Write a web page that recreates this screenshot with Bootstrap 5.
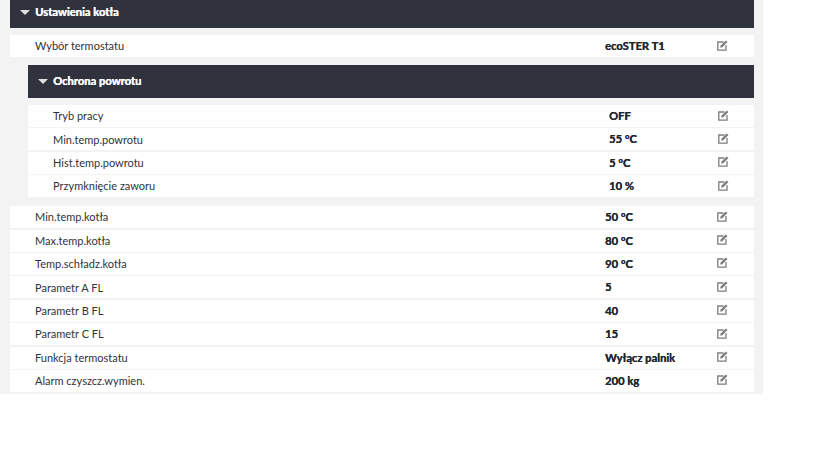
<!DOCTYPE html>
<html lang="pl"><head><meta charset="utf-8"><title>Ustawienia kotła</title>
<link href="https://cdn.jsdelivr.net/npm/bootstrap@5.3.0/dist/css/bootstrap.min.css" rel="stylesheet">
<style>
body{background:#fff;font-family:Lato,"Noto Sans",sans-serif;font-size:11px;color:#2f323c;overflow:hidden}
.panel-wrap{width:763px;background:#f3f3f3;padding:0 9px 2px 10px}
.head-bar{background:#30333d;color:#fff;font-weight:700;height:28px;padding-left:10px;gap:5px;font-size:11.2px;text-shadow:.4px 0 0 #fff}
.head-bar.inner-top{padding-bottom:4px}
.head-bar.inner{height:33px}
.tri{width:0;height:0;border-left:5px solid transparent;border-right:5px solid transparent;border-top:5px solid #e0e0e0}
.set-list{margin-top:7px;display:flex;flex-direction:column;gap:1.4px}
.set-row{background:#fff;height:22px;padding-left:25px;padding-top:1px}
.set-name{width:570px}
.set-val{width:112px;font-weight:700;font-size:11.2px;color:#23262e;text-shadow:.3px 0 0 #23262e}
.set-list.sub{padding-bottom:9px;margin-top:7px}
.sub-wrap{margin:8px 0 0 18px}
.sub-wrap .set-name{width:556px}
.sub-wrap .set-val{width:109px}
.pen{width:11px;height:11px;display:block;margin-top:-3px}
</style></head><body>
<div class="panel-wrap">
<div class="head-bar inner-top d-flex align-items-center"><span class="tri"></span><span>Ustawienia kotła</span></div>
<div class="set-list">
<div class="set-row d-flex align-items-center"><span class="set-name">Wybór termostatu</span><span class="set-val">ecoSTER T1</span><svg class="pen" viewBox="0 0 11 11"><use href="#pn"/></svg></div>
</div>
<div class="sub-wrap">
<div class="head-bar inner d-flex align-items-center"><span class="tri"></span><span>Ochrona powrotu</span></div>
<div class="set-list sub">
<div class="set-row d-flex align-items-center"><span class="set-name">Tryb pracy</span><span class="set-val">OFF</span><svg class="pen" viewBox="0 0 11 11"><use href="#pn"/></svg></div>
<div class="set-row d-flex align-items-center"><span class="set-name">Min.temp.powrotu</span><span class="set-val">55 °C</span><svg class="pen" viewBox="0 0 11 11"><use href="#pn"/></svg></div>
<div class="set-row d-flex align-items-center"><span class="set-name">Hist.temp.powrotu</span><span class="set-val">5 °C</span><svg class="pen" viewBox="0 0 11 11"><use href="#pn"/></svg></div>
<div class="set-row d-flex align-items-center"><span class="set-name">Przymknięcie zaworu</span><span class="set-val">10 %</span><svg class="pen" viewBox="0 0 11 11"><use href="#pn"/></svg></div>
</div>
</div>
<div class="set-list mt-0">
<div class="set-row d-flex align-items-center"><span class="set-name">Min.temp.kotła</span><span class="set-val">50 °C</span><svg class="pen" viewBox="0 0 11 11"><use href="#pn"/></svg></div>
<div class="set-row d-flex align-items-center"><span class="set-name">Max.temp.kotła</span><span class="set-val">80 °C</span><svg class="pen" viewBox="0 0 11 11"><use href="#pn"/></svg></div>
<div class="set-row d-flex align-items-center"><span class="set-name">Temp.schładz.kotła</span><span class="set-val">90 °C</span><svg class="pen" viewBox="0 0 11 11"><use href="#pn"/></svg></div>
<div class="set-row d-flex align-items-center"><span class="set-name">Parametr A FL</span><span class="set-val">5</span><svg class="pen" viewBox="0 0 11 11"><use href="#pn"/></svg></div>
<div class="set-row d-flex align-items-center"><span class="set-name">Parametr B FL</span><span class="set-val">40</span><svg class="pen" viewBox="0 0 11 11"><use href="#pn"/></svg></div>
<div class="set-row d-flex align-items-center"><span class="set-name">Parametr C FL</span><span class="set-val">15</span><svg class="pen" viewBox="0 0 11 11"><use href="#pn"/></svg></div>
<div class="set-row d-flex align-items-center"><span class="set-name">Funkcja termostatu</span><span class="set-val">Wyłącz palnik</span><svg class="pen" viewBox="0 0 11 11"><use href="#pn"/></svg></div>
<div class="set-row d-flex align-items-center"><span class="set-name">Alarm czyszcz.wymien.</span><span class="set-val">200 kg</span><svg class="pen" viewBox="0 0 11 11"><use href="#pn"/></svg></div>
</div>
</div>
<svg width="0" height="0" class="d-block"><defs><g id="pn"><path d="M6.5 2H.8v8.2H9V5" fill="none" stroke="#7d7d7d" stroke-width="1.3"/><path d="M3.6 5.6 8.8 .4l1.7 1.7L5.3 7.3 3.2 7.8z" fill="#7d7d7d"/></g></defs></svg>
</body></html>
▬▬▬▬▬▬
_GOAL:_ Make an exact copy of the listing above. Do not include the pictures.

_RESPONSE TO THIS EXERCISE:_
Write a web page that recreates this screenshot with Bootstrap 5.
<!DOCTYPE html>
<html lang="pl"><head><meta charset="utf-8"><title>Ustawienia kotła</title>
<link href="https://cdn.jsdelivr.net/npm/bootstrap@5.3.0/dist/css/bootstrap.min.css" rel="stylesheet">
<style>
body{background:#fff;font-family:Lato,"Noto Sans",sans-serif;font-size:11px;color:#2f323c;overflow:hidden}
.panel-wrap{width:763px;background:#f3f3f3;padding:0 9px 2px 10px}
.head-bar{background:#30333d;color:#fff;font-weight:700;height:28px;padding-left:10px;gap:5px;font-size:11.2px;text-shadow:.4px 0 0 #fff}
.head-bar.inner-top{padding-bottom:4px}
.head-bar.inner{height:33px}
.tri{width:0;height:0;border-left:5px solid transparent;border-right:5px solid transparent;border-top:5px solid #e0e0e0}
.set-list{margin-top:7px;display:flex;flex-direction:column;gap:1.4px}
.set-row{background:#fff;height:22px;padding-left:25px;padding-top:1px}
.set-name{width:570px}
.set-val{width:112px;font-weight:700;font-size:11.2px;color:#23262e;text-shadow:.3px 0 0 #23262e}
.set-list.sub{padding-bottom:9px;margin-top:7px}
.sub-wrap{margin:8px 0 0 18px}
.sub-wrap .set-name{width:556px}
.sub-wrap .set-val{width:109px}
.pen{width:11px;height:11px;display:block;margin-top:-3px}
</style></head><body>
<div class="panel-wrap">
<div class="head-bar inner-top d-flex align-items-center"><span class="tri"></span><span>Ustawienia kotła</span></div>
<div class="set-list">
<div class="set-row d-flex align-items-center"><span class="set-name">Wybór termostatu</span><span class="set-val">ecoSTER T1</span><svg class="pen" viewBox="0 0 11 11"><use href="#pn"/></svg></div>
</div>
<div class="sub-wrap">
<div class="head-bar inner d-flex align-items-center"><span class="tri"></span><span>Ochrona powrotu</span></div>
<div class="set-list sub">
<div class="set-row d-flex align-items-center"><span class="set-name">Tryb pracy</span><span class="set-val">OFF</span><svg class="pen" viewBox="0 0 11 11"><use href="#pn"/></svg></div>
<div class="set-row d-flex align-items-center"><span class="set-name">Min.temp.powrotu</span><span class="set-val">55 °C</span><svg class="pen" viewBox="0 0 11 11"><use href="#pn"/></svg></div>
<div class="set-row d-flex align-items-center"><span class="set-name">Hist.temp.powrotu</span><span class="set-val">5 °C</span><svg class="pen" viewBox="0 0 11 11"><use href="#pn"/></svg></div>
<div class="set-row d-flex align-items-center"><span class="set-name">Przymknięcie zaworu</span><span class="set-val">10 %</span><svg class="pen" viewBox="0 0 11 11"><use href="#pn"/></svg></div>
</div>
</div>
<div class="set-list mt-0">
<div class="set-row d-flex align-items-center"><span class="set-name">Min.temp.kotła</span><span class="set-val">50 °C</span><svg class="pen" viewBox="0 0 11 11"><use href="#pn"/></svg></div>
<div class="set-row d-flex align-items-center"><span class="set-name">Max.temp.kotła</span><span class="set-val">80 °C</span><svg class="pen" viewBox="0 0 11 11"><use href="#pn"/></svg></div>
<div class="set-row d-flex align-items-center"><span class="set-name">Temp.schładz.kotła</span><span class="set-val">90 °C</span><svg class="pen" viewBox="0 0 11 11"><use href="#pn"/></svg></div>
<div class="set-row d-flex align-items-center"><span class="set-name">Parametr A FL</span><span class="set-val">5</span><svg class="pen" viewBox="0 0 11 11"><use href="#pn"/></svg></div>
<div class="set-row d-flex align-items-center"><span class="set-name">Parametr B FL</span><span class="set-val">40</span><svg class="pen" viewBox="0 0 11 11"><use href="#pn"/></svg></div>
<div class="set-row d-flex align-items-center"><span class="set-name">Parametr C FL</span><span class="set-val">15</span><svg class="pen" viewBox="0 0 11 11"><use href="#pn"/></svg></div>
<div class="set-row d-flex align-items-center"><span class="set-name">Funkcja termostatu</span><span class="set-val">Wyłącz palnik</span><svg class="pen" viewBox="0 0 11 11"><use href="#pn"/></svg></div>
<div class="set-row d-flex align-items-center"><span class="set-name">Alarm czyszcz.wymien.</span><span class="set-val">200 kg</span><svg class="pen" viewBox="0 0 11 11"><use href="#pn"/></svg></div>
</div>
</div>
<svg width="0" height="0" class="d-block"><defs><g id="pn"><path d="M6.5 2H.8v8.2H9V5" fill="none" stroke="#7d7d7d" stroke-width="1.3"/><path d="M3.6 5.6 8.8 .4l1.7 1.7L5.3 7.3 3.2 7.8z" fill="#7d7d7d"/></g></defs></svg>
</body></html>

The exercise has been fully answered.